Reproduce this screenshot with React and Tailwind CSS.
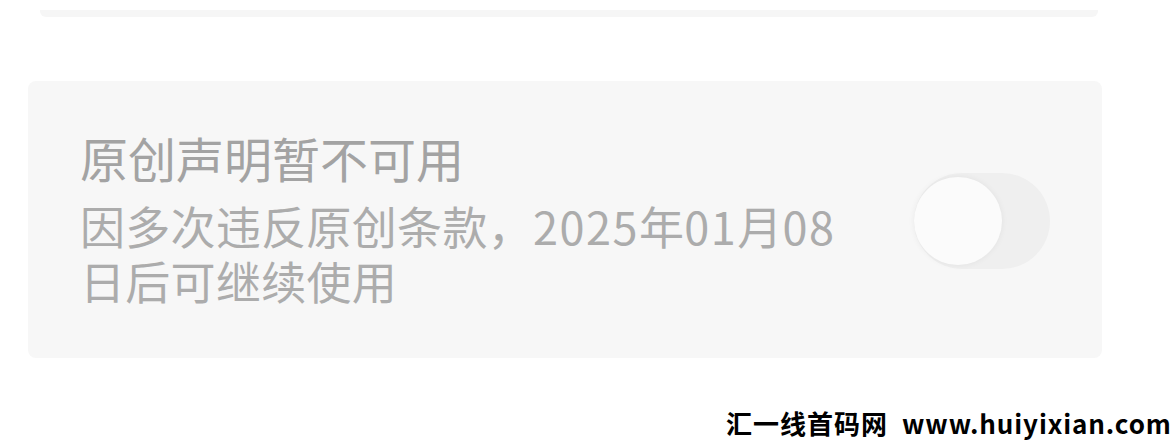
export default function App() {
  const cjk = { fontFamily: '"Noto Sans CJK SC", "Noto Sans", sans-serif' };
  return (
    <div className="relative w-[1171px] h-[440px] bg-white overflow-hidden" style={cjk}>
      <div className="pt-[10px] pl-[40px]">
        <div className="w-[1058px] h-[7px] bg-[#f6f6f6] rounded-b-[6px]" />
      </div>
      <div className="ml-[28px] mt-[64px] w-[1074px] h-[277px] bg-[#f7f7f7] rounded-[8px] flex items-start justify-between pl-[52px] pr-[52px]">
        <div className="flex flex-col pt-[46px]">
          <div className="text-[48px] leading-[60px] text-[#a3a3a3]">原创声明暂不可用</div>
          <div className="mt-[11px] text-[45px] leading-[55px] text-[#acacac] w-[780px] tracking-[0.3px]">
            因多次违反原创条款，<span className="tracking-[1.5px]">2025</span>年<span className="tracking-[1.5px]">01</span>月<span className="tracking-[1.5px]">08</span>
            <br />日后可继续使用
          </div>
        </div>
        <div className="relative self-center w-[136px] h-[96px] rounded-full bg-[#efefef] mt-[2px]">
          <div className="absolute left-[0px] top-[4px] w-[88px] h-[88px] rounded-full bg-[#fbfbfb] shadow-[0_0_6px_rgba(0,0,0,0.06)]" />
        </div>
      </div>
      <div className="absolute left-[726px] top-[407px] text-[26px] leading-[32px] font-bold text-black whitespace-nowrap">
        <span className="tracking-[1px]">汇一线首码网</span>
        <span className="ml-[14px] tracking-[0.9px]">www.huiyixian.com</span>
      </div>
    </div>
  );
}
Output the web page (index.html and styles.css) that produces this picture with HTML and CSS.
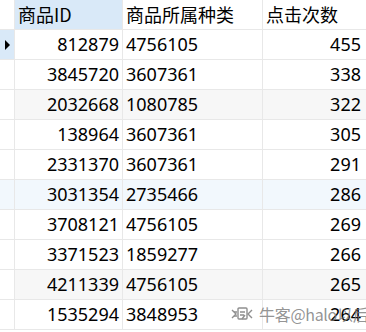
FILE: index.html
```html
<!DOCTYPE html>
<html lang="zh-CN">
<head>
    <meta charset="UTF-8">
    <title>商品点击次数</title>
    <link rel="stylesheet" href="styles.css">
</head>
<body>
    <div class="grid">
        <div class="row head">
            <div class="cell ind"></div>
            <div class="cell sel">商品ID</div>
            <div class="cell">商品所属种类</div>
            <div class="cell">点击次数</div>
        </div>
        <div class="row">
            <div class="cell ind cur"><span class="arrow"></span></div>
            <div class="cell num">812879</div>
            <div class="cell">4756105</div>
            <div class="cell num">455</div>
        </div>
        <div class="row">
            <div class="cell ind"></div>
            <div class="cell num">3845720</div>
            <div class="cell">3607361</div>
            <div class="cell num">338</div>
        </div>
        <div class="row gray">
            <div class="cell ind"></div>
            <div class="cell num">2032668</div>
            <div class="cell">1080785</div>
            <div class="cell num">322</div>
        </div>
        <div class="row">
            <div class="cell ind"></div>
            <div class="cell num">138964</div>
            <div class="cell">3607361</div>
            <div class="cell num">305</div>
        </div>
        <div class="row">
            <div class="cell ind"></div>
            <div class="cell num">2331370</div>
            <div class="cell">3607361</div>
            <div class="cell num">291</div>
        </div>
        <div class="row hover">
            <div class="cell ind"></div>
            <div class="cell num">3031354</div>
            <div class="cell">2735466</div>
            <div class="cell num">286</div>
        </div>
        <div class="row">
            <div class="cell ind"></div>
            <div class="cell num">3708121</div>
            <div class="cell">4756105</div>
            <div class="cell num">269</div>
        </div>
        <div class="row">
            <div class="cell ind"></div>
            <div class="cell num">3371523</div>
            <div class="cell">1859277</div>
            <div class="cell num">266</div>
        </div>
        <div class="row gray">
            <div class="cell ind"></div>
            <div class="cell num">4211339</div>
            <div class="cell">4756105</div>
            <div class="cell num">265</div>
        </div>
        <div class="row">
            <div class="cell ind"></div>
            <div class="cell num">1535294</div>
            <div class="cell">3848953</div>
            <div class="cell num">264</div>
        </div>
    </div>

    <div class="mark">
        <svg class="mark-icon" width="22" height="16" viewBox="0 0 22 16" fill="none" stroke="#8f8f8f" stroke-width="1.4">
            <path d="M1 4 L5 8 L1 12"/>
            <path d="M3 6 H6 M3 10 H6"/>
            <rect x="7" y="2" width="9" height="11" rx="1"/>
            <path d="M9 6 L14 6 M9 9 L13 9 M14 9 L11 13"/>
            <path d="M21 4 L17 8 L21 12"/>
        </svg>
        <span>牛客@halo以后</span>
    </div>
</body>
</html>
```

FILE: styles.css
```css
html,
body {
    height: 332px;
}
body {
    margin: 0;
    overflow: hidden;
    background: #fff;
    position: relative;
}
.grid {
    font-family: "Noto Sans", "Noto Sans CJK SC", sans-serif;
    font-size: 18px;
    color: #000;
}
.row {
    display: grid;
    grid-template-columns: 15px 108px 140px 1fr;
    height: 30px;
}
.cell {
    box-sizing: border-box;
    height: 30px;
    border-right: 1px solid #e8e8e8;
    border-bottom: 1px solid #e8e8e8;
    padding: 0 3px;
    line-height: 28px;
    white-space: nowrap;
}
.cell:last-child {
    border-right: none;
    padding-right: 5px;
}
.num {
    text-align: right;
}
.ind {
    padding: 0;
    position: relative;
}
.head .cell {
    font-family: "Noto Sans CJK SC", sans-serif;
    font-size: 18px;
}
.head .sel {
    background: #d9e9f8;
}
.gray .cell {
    background: #f7f7f7;
}
.gray .ind,
.hover .ind {
    background: #fff;
}
.hover .cell {
    background: #f2f8fd;
}
.cur {
    background: #d9e9f8;
}
.arrow {
    position: absolute;
    left: 5px;
    top: 10px;
    width: 0;
    height: 0;
    border-top: 5px solid transparent;
    border-bottom: 5px solid transparent;
    border-left: 5px solid #000;
}
.mark {
    position: absolute;
    left: 231px;
    top: 304px;
    width: 135px;
    height: 20px;
    overflow: hidden;
    display: flex;
    align-items: center;
    gap: 6px;
    color: rgba(120, 120, 120, 0.8);
    font-family: "Noto Sans CJK SC", sans-serif;
    font-size: 16px;
    letter-spacing: -0.3px;
    line-height: 20px;
    white-space: nowrap;
}
.mark-icon {
    display: block;
    flex: none;
}
```
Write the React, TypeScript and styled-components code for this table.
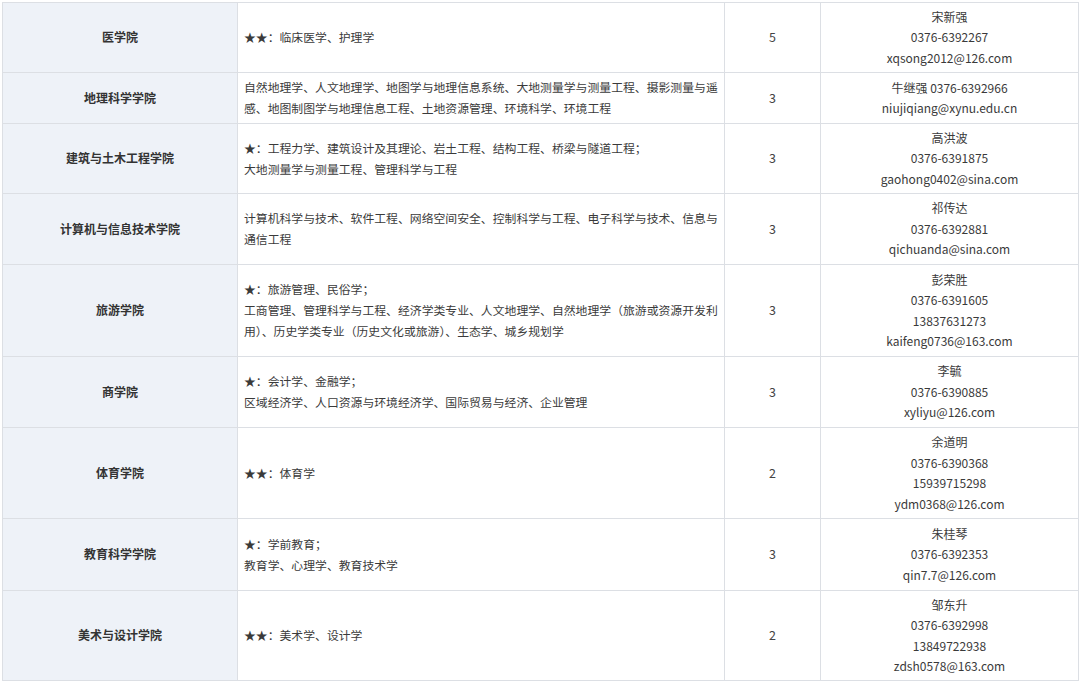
import styled, { createGlobalStyle } from "styled-components";

type Row = {
  college: string;
  majors: string[];
  count: number;
  contact: string[];
  height: number;
};

const rows: Row[] = [
  {
    college: "医学院",
    majors: ["★★：临床医学、护理学"],
    count: 5,
    contact: ["宋新强", "0376-6392267", "xqsong2012@126.com"],
    height: 70,
  },
  {
    college: "地理科学学院",
    majors: [
      "自然地理学、人文地理学、地图学与地理信息系统、大地测量学与测量工程、摄影测量与遥感、地图制图学与地理信息工程、土地资源管理、环境科学、环境工程",
    ],
    count: 3,
    contact: ["牛继强 0376-6392966", "niujiqiang@xynu.edu.cn"],
    height: 51,
  },
  {
    college: "建筑与土木工程学院",
    majors: [
      "★：工程力学、建筑设计及其理论、岩土工程、结构工程、桥梁与隧道工程；",
      "大地测量学与测量工程、管理科学与工程",
    ],
    count: 3,
    contact: ["高洪波", "0376-6391875", "gaohong0402@sina.com"],
    height: 70,
  },
  {
    college: "计算机与信息技术学院",
    majors: [
      "计算机科学与技术、软件工程、网络空间安全、控制科学与工程、电子科学与技术、信息与通信工程",
    ],
    count: 3,
    contact: ["祁传达", "0376-6392881", "qichuanda@sina.com"],
    height: 71,
  },
  {
    college: "旅游学院",
    majors: [
      "★：旅游管理、民俗学；",
      "工商管理、管理科学与工程、经济学类专业、人文地理学、自然地理学（旅游或资源开发利用）、历史学类专业（历史文化或旅游）、生态学、城乡规划学",
    ],
    count: 3,
    contact: ["彭荣胜", "0376-6391605", "13837631273", "kaifeng0736@163.com"],
    height: 92,
  },
  {
    college: "商学院",
    majors: [
      "★：会计学、金融学；",
      "区域经济学、人口资源与环境经济学、国际贸易与经济、企业管理",
    ],
    count: 3,
    contact: ["李毓", "0376-6390885", "xyliyu@126.com"],
    height: 71,
  },
  {
    college: "体育学院",
    majors: ["★★：体育学"],
    count: 2,
    contact: ["余道明", "0376-6390368", "15939715298", "ydm0368@126.com"],
    height: 91,
  },
  {
    college: "教育科学学院",
    majors: ["★：学前教育；", "教育学、心理学、教育技术学"],
    count: 3,
    contact: ["朱桂琴", "0376-6392353", "qin7.7@126.com"],
    height: 72,
  },
  {
    college: "美术与设计学院",
    majors: ["★★：美术学、设计学"],
    count: 2,
    contact: ["邹东升", "0376-6392998", "13849722938", "zdsh0578@163.com"],
    height: 90,
  },
];

const GlobalStyle = createGlobalStyle`
  html, body {
    margin: 0;
    padding: 0;
    background: #ffffff;
  }
  body {
    font-family: "Noto Sans CJK SC", "Noto Sans", sans-serif;
    color: #333333;
  }
`;

const Page = styled.div`
  width: 1080px;
  height: 682px;
  overflow: hidden;
  padding: 2px 2px 0 2px;
  box-sizing: border-box;
`;

const Table = styled.table`
  width: 1076px;
  border-collapse: collapse;
  table-layout: fixed;
`;

const Tr = styled.tr<{ $h: number }>`
  height: ${(p) => p.$h}px;
`;

const Cell = styled.td`
  border: 1px solid #dcdfe4;
  padding: 0;
  vertical-align: middle;
  box-sizing: border-box;
`;

const CollegeCell = styled(Cell)`
  background: #eef2f8;
  text-align: center;
  font-size: 12px;
  font-weight: 700;
  color: #333333;
  padding-bottom: 2px;
`;

const MajorCell = styled(Cell)`
  padding: 0 5px 2px 6px;
  font-size: 11.85px;
  line-height: 21px;
  color: #3a3a3a;
`;

const CountCell = styled(Cell)`
  text-align: center;
  font-size: 12.5px;
  color: #444444;
  padding-bottom: 2px;
`;

const ContactCell = styled(Cell)`
  text-align: center;
  font-size: 12px;
  line-height: 20.5px;
  color: #3a3a3a;
`;

const Line = styled.div``;

export default function App() {
  return (
    <Page>
      <GlobalStyle />
      <Table>
        <colgroup>
          <col style={{ width: 235 }} />
          <col style={{ width: 487 }} />
          <col style={{ width: 96 }} />
          <col style={{ width: 258 }} />
        </colgroup>
        <tbody>
          {rows.map((r) => (
            <Tr key={r.college} $h={r.height}>
              <CollegeCell>{r.college}</CollegeCell>
              <MajorCell>
                {r.majors.map((m) => (
                  <Line key={m}>{m}</Line>
                ))}
              </MajorCell>
              <CountCell>{r.count}</CountCell>
              <ContactCell>
                {r.contact.map((c) => (
                  <Line key={c}>{c}</Line>
                ))}
              </ContactCell>
            </Tr>
          ))}
        </tbody>
      </Table>
    </Page>
  );
}
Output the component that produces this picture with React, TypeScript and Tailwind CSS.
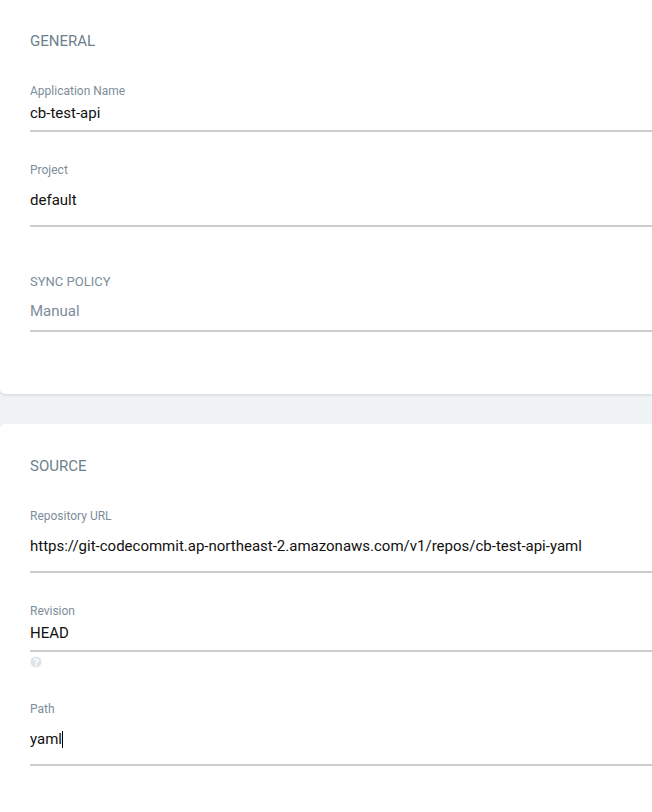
// Application create form: general + source panels.
const labelClass = "block h-[14px] text-xs leading-[14px] text-[#7c8d9a]";
const valueClass = "text-[15px] leading-[20px]";

function Field({
  label,
  value,
  className,
  valueClassName,
  labelClassName = labelClass,
  caret,
  muted,
}: {
  label: string;
  value: string;
  className: string;
  valueClassName: string;
  labelClassName?: string;
  caret?: boolean;
  muted?: boolean;
}) {
  return (
    <div className={className}>
      <label className={labelClassName}>{label}</label>
      <div className={`${valueClassName} ${valueClass} flex items-center ${muted ? "text-[#7c8d9a]" : "text-[#111]"}`}>
        {value}
        {caret && <span className="inline-block h-[17px] w-px bg-black" />}
      </div>
    </div>
  );
}

function Rule({ className }: { className: string }) {
  return <div className={`h-0.5 bg-[#cccccc] ${className}`} />;
}

export default function App() {
  return (
    <div className="h-[812px] w-[652px] overflow-hidden bg-[#eff3f6] font-['Roboto',sans-serif]">
      <section className="h-[394px] rounded-bl-[5px] bg-white pl-[30px] shadow-[0_1px_3px_rgba(0,0,0,0.13)]">
        <h2 className="pt-[33px] text-[15px] leading-4 text-[#6d7f8b]">GENERAL</h2>

        <Field label="Application Name" value="cb-test-api" className="mt-[35px]" valueClassName="mt-[5px]" />
        <Rule className="mt-[7px]" />

        <Field label="Project" value="default" className="mt-[31px]" valueClassName="mt-[13px]" />
        <Rule className="mt-[15px]" />

        <Field
          label="SYNC POLICY"
          labelClassName="block h-[14px] text-[13px] leading-[14px] text-[#7c8d9a]"
          value="Manual"
          className="mt-[48px]"
          valueClassName="mt-3"
        muted
        />
        <Rule className="mt-[9px]" />
      </section>

      <section className="mt-[30px] h-[388px] rounded-tl-[5px] bg-white pl-[30px]">
        <h2 className="pt-[34px] text-[15px] leading-4 text-[#6d7f8b]">SOURCE</h2>

        <Field
          label="Repository URL"
          value="https://git-codecommit.ap-northeast-2.amazonaws.com/v1/repos/cb-test-api-yaml"
          className="mt-[35px]"
          valueClassName="mt-[13px]"
        />
        <Rule className="mt-[15px]" />

        <Field label="Revision" value="HEAD" className="mt-[31px]" valueClassName="mt-[5px]" />
        <Rule className="mt-[7px]" />
        <svg viewBox="0 0 24 24" className="mt-1 h-3 w-3" aria-hidden="true">
          <path
            fill="#dfe6eb"
            fillRule="evenodd"
            d="M12 1a11 11 0 1 0 0 22 11 11 0 0 0 0-22Zm-1.5 16h3v3h-3v-3Zm1.6-12c2.9 0 4.9 1.7 4.9 4.1 0 1.8-1 2.8-2.3 3.7-1 .7-1.3 1.1-1.3 2.2h-3c0-2 .7-3 2.2-4 .9-.6 1.4-1.1 1.4-1.9 0-1-.8-1.6-1.9-1.6-1.2 0-2 .7-2.1 2H7.5C7.6 6.7 9.400 5 12.100 5Z"
          />
        </svg>

        <Field label="Path" value="yaml" className="mt-[34px]" valueClassName="mt-[13px]" caret />
        <Rule className="mt-[15px]" />
      </section>
    </div>
  );
}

____

Select the lines from the entries that include the word "React".

Reproduce this screenshot with React and Tailwind CSS.
Write the React, TypeScript and styled-components code for this table.
Output the component that produces this picture with React, TypeScript and Tailwind CSS.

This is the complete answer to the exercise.